### Job
In this exercise, print only the lines of the records below from the one with "Clone this screenshot in Tailwind CSS." through the one with "pt-[11px] text-[21.8px] leading-[28px]", inclusive. Pictures are not part of the copy.

### Data shown
— Begin —

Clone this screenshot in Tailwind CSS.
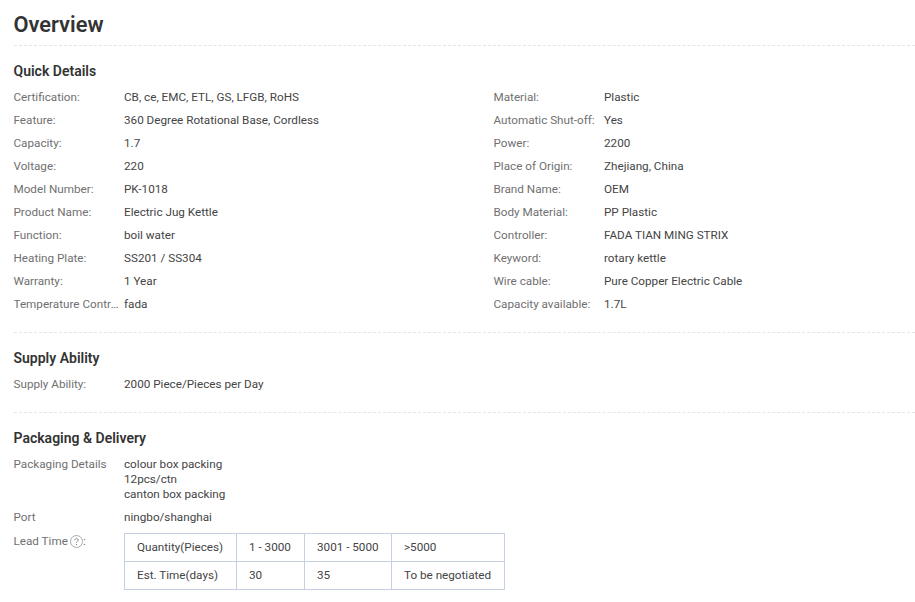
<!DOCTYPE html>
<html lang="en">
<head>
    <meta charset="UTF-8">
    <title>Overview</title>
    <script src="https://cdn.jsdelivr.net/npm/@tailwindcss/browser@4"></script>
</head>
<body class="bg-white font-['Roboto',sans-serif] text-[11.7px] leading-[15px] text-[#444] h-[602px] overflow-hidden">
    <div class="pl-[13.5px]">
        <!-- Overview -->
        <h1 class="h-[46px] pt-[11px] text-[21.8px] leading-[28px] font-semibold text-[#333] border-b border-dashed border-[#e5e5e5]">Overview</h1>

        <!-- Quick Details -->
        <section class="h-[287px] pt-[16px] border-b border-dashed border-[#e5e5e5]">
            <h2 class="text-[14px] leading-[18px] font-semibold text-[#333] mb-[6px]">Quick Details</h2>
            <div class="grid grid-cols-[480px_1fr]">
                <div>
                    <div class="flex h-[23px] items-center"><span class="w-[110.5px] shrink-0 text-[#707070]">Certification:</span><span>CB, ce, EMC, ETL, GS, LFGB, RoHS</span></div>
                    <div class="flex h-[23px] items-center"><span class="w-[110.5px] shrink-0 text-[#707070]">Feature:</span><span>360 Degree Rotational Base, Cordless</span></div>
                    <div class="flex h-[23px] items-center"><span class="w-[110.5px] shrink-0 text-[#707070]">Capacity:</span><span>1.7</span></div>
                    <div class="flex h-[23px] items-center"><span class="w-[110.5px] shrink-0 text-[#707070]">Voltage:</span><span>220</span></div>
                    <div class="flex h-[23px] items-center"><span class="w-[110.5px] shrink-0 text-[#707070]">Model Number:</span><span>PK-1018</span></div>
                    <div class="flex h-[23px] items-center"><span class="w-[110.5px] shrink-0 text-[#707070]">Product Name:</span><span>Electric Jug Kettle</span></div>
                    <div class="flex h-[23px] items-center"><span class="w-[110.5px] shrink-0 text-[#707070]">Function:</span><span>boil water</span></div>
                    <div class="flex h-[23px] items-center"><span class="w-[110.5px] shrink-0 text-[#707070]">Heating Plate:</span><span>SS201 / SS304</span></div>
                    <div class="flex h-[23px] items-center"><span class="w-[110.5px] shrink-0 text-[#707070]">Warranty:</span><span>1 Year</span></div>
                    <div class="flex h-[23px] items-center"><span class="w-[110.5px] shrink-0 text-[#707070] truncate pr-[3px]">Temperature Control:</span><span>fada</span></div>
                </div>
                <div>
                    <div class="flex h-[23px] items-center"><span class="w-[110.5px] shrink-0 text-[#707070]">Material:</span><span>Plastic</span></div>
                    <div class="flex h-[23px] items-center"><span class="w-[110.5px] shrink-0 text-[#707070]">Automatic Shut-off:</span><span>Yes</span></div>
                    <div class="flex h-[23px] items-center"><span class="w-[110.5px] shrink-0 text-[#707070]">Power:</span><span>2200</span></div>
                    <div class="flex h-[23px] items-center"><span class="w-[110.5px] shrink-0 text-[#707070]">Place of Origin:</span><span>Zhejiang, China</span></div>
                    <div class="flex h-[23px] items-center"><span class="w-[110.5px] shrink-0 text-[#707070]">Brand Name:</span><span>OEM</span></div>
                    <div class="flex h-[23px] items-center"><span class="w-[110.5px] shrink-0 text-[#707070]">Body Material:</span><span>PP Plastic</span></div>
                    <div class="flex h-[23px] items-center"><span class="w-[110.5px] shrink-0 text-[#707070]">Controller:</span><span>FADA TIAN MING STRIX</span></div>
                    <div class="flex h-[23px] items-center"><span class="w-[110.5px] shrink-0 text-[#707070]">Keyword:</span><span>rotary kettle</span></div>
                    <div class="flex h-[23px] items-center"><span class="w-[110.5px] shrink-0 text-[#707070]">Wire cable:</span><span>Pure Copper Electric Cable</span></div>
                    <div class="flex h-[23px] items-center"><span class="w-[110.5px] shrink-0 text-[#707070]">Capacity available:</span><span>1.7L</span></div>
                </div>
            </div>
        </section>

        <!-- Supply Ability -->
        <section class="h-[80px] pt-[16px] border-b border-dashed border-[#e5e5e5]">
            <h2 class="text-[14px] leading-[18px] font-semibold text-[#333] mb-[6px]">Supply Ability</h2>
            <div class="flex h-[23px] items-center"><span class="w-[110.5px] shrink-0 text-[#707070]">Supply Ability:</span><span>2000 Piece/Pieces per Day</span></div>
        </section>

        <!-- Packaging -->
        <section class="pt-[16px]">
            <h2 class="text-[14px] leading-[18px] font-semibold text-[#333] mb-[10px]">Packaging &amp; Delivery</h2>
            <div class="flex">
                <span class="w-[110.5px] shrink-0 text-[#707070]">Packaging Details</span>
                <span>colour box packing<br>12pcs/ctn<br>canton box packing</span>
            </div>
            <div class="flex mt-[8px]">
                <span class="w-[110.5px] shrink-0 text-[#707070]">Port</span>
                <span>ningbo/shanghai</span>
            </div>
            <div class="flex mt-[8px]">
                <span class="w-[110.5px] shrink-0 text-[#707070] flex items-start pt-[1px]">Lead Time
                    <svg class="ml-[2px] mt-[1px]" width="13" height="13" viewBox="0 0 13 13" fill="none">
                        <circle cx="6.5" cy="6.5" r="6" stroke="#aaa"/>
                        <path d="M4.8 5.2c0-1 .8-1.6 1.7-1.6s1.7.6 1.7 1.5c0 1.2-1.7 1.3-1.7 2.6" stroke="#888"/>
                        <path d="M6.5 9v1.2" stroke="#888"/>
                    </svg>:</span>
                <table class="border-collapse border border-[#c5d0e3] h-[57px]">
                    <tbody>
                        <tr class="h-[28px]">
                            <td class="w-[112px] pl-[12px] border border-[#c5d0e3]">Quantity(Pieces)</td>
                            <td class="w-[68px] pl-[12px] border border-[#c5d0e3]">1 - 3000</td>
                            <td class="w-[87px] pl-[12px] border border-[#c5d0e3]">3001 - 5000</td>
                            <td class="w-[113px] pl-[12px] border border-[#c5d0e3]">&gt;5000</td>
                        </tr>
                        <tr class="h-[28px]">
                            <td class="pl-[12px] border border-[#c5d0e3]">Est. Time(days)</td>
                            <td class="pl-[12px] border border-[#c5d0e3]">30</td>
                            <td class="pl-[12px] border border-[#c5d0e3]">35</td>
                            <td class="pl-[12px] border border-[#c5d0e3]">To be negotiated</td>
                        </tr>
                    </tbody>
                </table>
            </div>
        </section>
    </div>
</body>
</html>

— End —
— Begin —

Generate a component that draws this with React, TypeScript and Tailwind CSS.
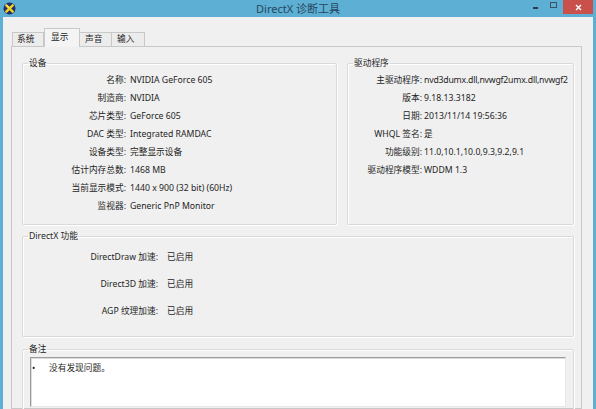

— End —

### Full output
Clone this screenshot in Tailwind CSS.
<!DOCTYPE html>
<html lang="en">
<head>
    <meta charset="UTF-8">
    <title>Overview</title>
    <script src="https://cdn.jsdelivr.net/npm/@tailwindcss/browser@4"></script>
</head>
<body class="bg-white font-['Roboto',sans-serif] text-[11.7px] leading-[15px] text-[#444] h-[602px] overflow-hidden">
    <div class="pl-[13.5px]">
        <!-- Overview -->
        <h1 class="h-[46px] pt-[11px] text-[21.8px] leading-[28px] font-semibold text-[#333] border-b border-dashed border-[#e5e5e5]">Overview</h1>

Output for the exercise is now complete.